#### Dataset extract
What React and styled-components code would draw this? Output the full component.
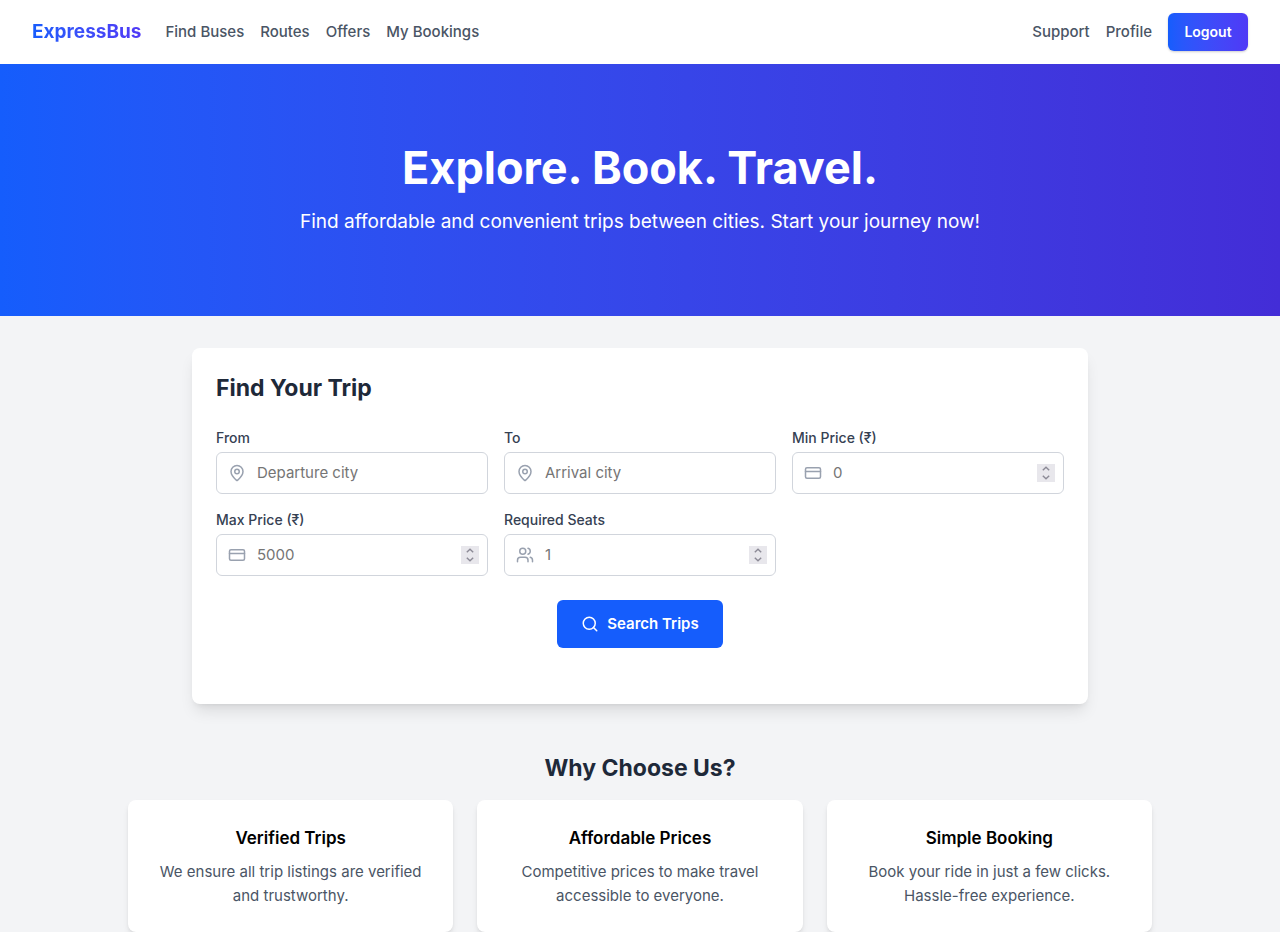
import React, { useRef } from "react";
import styled, { createGlobalStyle } from "styled-components";
import { CreditCard, MapPin, Search, Users } from "lucide-react";

const GlobalStyle = createGlobalStyle`
  *, *::before, *::after { box-sizing: border-box; }
  body {
    margin: 0;
    background: #f3f4f6;
    color: #000;
    font-family: Inter, "Liberation Sans", sans-serif;
    font-size: 15px;
    line-height: 24px;
    -webkit-font-smoothing: antialiased;
  }
  h1, h2, h3, p { margin: 0; }
  button, input { font: inherit; }
`;

const Header = styled.header`
  display: flex;
  align-items: center;
  justify-content: space-between;
  height: 64px;
  padding: 0 32px;
  background: #fff;
`;

const HeaderSide = styled.div`
  display: flex;
  align-items: center;
  gap: 24px;
`;

const Brand = styled.a`
  font-size: 19px;
  line-height: 28px;
  font-weight: 700;
  text-decoration: none;
  color: transparent;
  background: linear-gradient(to right in oklab, #155dfc, #4f39f6);
  background-clip: text;
`;

const Nav = styled.nav`
  display: flex;
  align-items: center;
  gap: 16px;
`;

const NavLink = styled.a`
  color: #4a5565;
  font-weight: 500;
  text-decoration: none;
`;

const LogoutButton = styled.button`
  width: 80px;
  height: 38px;
  padding: 0;
  border: 0;
  border-radius: 6px;
  color: #fff;
  font-size: 14px;
  font-weight: 600;
  background: linear-gradient(to right in oklab, #155dfc, #4f39f6);
  box-shadow: 0 1px 3px rgba(0, 0, 0, 0.1), 0 1px 2px rgba(0, 0, 0, 0.1);
  cursor: pointer;
`;

const Hero = styled.section`
  display: flex;
  flex-direction: column;
  gap: 16px;
  padding: 80px 16px;
  text-align: center;
  color: #fff;
  background: linear-gradient(to right in oklab, #155dfc, #432dd7);
`;

const HeroTitle = styled.h1`
  font-size: 45px;
  line-height: 48px;
  font-weight: 700;
`;

const HeroText = styled.p`
  font-size: 19px;
  line-height: 28px;
`;

const SearchCard = styled.section`
  max-width: 896px;
  margin: 32px auto 48px;
  padding: 24px 24px 56px;
  border-radius: 8px;
  background: #fff;
  box-shadow: 0 10px 15px -3px rgba(0, 0, 0, 0.1), 0 4px 6px -4px rgba(0, 0, 0, 0.1);
`;

const SectionTitle = styled.h2`
  color: #1e2939;
  font-size: 23px;
  line-height: 32px;
  font-weight: 700;
  text-align: ${(p) => (p.$centered ? "center" : "left")};
`;

const Form = styled.form`
  display: flex;
  flex-direction: column;
  align-items: center;
  gap: 24px;
  margin-top: 24px;
`;

const Fields = styled.div`
  display: grid;
  grid-template-columns: repeat(3, minmax(0, 1fr));
  gap: 16px;
  width: 100%;
`;

const FieldGroup = styled.div`
  display: flex;
  flex-direction: column;
  gap: 4px;
`;

const Label = styled.label`
  color: #364153;
  font-size: 14px;
  line-height: 20px;
  font-weight: 500;
`;

const InputBox = styled.div`
  display: flex;
  align-items: center;
  height: 42px;
  padding: 0 8px 0 11px;
  border: 1px solid #d1d5dc;
  border-radius: 6px;
  color: #99a1af;

  svg { flex: none; }
`;

const Input = styled.input`
  flex: 1;
  min-width: 0;
  padding: 0 0 0 11px;
  border: 0;
  outline: 0;
  background: transparent;
  color: #000;
  line-height: 24px;
  appearance: textfield;

  &::placeholder { color: #757575; opacity: 1; }
  &::-webkit-inner-spin-button { display: none; }
`;

const Stepper = styled.span`
  display: flex;
  flex-direction: column;
  width: 18px;
  height: 18px;
  background: #e8e7ec;
`;

const StepButton = styled.button`
  display: flex;
  justify-content: center;
  align-items: center;
  width: 18px;
  height: 9px;
  padding: 0;
  border: 0;
  background: transparent;
  color: #8c8a96;
`;

const SearchButton = styled.button`
  display: flex;
  align-items: center;
  gap: 8px;
  height: 48px;
  padding: 0 24px;
  border: 0;
  border-radius: 6px;
  background: #155dfc;
  color: #fff;
  font-weight: 600;
  cursor: pointer;
`;

const Reasons = styled.section`
  display: flex;
  flex-direction: column;
  gap: 16px;
  max-width: 1024px;
  margin: 0 auto;
`;

const ReasonGrid = styled.div`
  display: grid;
  grid-template-columns: repeat(3, minmax(0, 1fr));
  gap: 24px;
`;

const ReasonCard = styled.article`
  display: flex;
  flex-direction: column;
  gap: 8px;
  padding: 24px;
  border-radius: 8px;
  background: #fff;
  text-align: center;
  box-shadow: 0 4px 6px -1px rgba(0, 0, 0, 0.1), 0 2px 4px -2px rgba(0, 0, 0, 0.1);
`;

const ReasonTitle = styled.h3`
  font-size: 17px;
  line-height: 28px;
  font-weight: 600;
`;

const ReasonText = styled.p`
  color: #4a5565;
`;

const fields = [
  { id: "from", label: "From", placeholder: "Departure city", icon: MapPin, type: "text" },
  { id: "to", label: "To", placeholder: "Arrival city", icon: MapPin, type: "text" },
  { id: "min-price", label: "Min Price (₹)", placeholder: "0", icon: CreditCard, type: "number" },
  { id: "max-price", label: "Max Price (₹)", placeholder: "5000", icon: CreditCard, type: "number" },
  { id: "seats", label: "Required Seats", placeholder: "1", icon: Users, type: "number" },
];

const reasons = [
  { title: "Verified Trips", text: "We ensure all trip listings are verified and trustworthy." },
  { title: "Affordable Prices", text: "Competitive prices to make travel accessible to everyone." },
  { title: "Simple Booking", text: "Book your ride in just a few clicks. Hassle-free experience." },
];

function Chevron({ up }) {
  return (
    <svg width="8" height="5" viewBox="0 0 8 5" fill="none" stroke="currentColor" strokeWidth="1.4" aria-hidden="true">
      <path d={up ? "M0.8 4.2 4 1.2 7.2 4.2" : "M0.8 0.8 4 3.8 7.2 0.8"} />
    </svg>
  );
}

function Field({ id, label, placeholder, icon: Icon, type }) {
  const input = useRef(null);
  return (
    <FieldGroup>
      <Label htmlFor={id}>{label}</Label>
      <InputBox>
        <Icon size={18} />
        <Input ref={input} id={id} name={id} type={type} placeholder={placeholder} />
        {type === "number" && (
          <Stepper>
            <StepButton type="button" aria-label={`Increase ${label}`} onClick={() => input.current.stepUp()}>
              <Chevron up />
            </StepButton>
            <StepButton type="button" aria-label={`Decrease ${label}`} onClick={() => input.current.stepDown()}>
              <Chevron />
            </StepButton>
          </Stepper>
        )}
      </InputBox>
    </FieldGroup>
  );
}

export default function App() {
  return (
    <>
      <GlobalStyle />
      <Header>
        <HeaderSide>
          <Brand href="#home">ExpressBus</Brand>
          <Nav aria-label="Main">
            <NavLink href="#buses">Find Buses</NavLink>
            <NavLink href="#routes">Routes</NavLink>
            <NavLink href="#offers">Offers</NavLink>
            <NavLink href="#bookings">My Bookings</NavLink>
          </Nav>
        </HeaderSide>
        <Nav aria-label="Account">
          <NavLink href="#support">Support</NavLink>
          <NavLink href="#profile">Profile</NavLink>
          <LogoutButton type="button">Logout</LogoutButton>
        </Nav>
      </Header>
      <main>
        <Hero>
          <HeroTitle>Explore. Book. Travel.</HeroTitle>
          <HeroText>Find affordable and convenient trips between cities. Start your journey now!</HeroText>
        </Hero>
        <SearchCard>
          <SectionTitle>Find Your Trip</SectionTitle>
          <Form onSubmit={(e) => e.preventDefault()}>
            <Fields>
              {fields.map((f) => (
                <Field key={f.id} {...f} />
              ))}
            </Fields>
            <SearchButton type="submit">
              <Search size={18} />
              Search Trips
            </SearchButton>
          </Form>
        </SearchCard>
        <Reasons>
          <SectionTitle $centered>Why Choose Us?</SectionTitle>
          <ReasonGrid>
            {reasons.map((r) => (
              <ReasonCard key={r.title}>
                <ReasonTitle>{r.title}</ReasonTitle>
                <ReasonText>{r.text}</ReasonText>
              </ReasonCard>
            ))}
          </ReasonGrid>
        </Reasons>
      </main>
    </>
  );
}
########
Task
Take the lines from the start of the material to the line with "MapPin, Search, Users", both included, and transcribe them exactly without the pictures.

Completed task
What React and styled-components code would draw this? Output the full component.
import React, { useRef } from "react";
import styled, { createGlobalStyle } from "styled-components";
import { CreditCard, MapPin, Search, Users } from "lucide-react";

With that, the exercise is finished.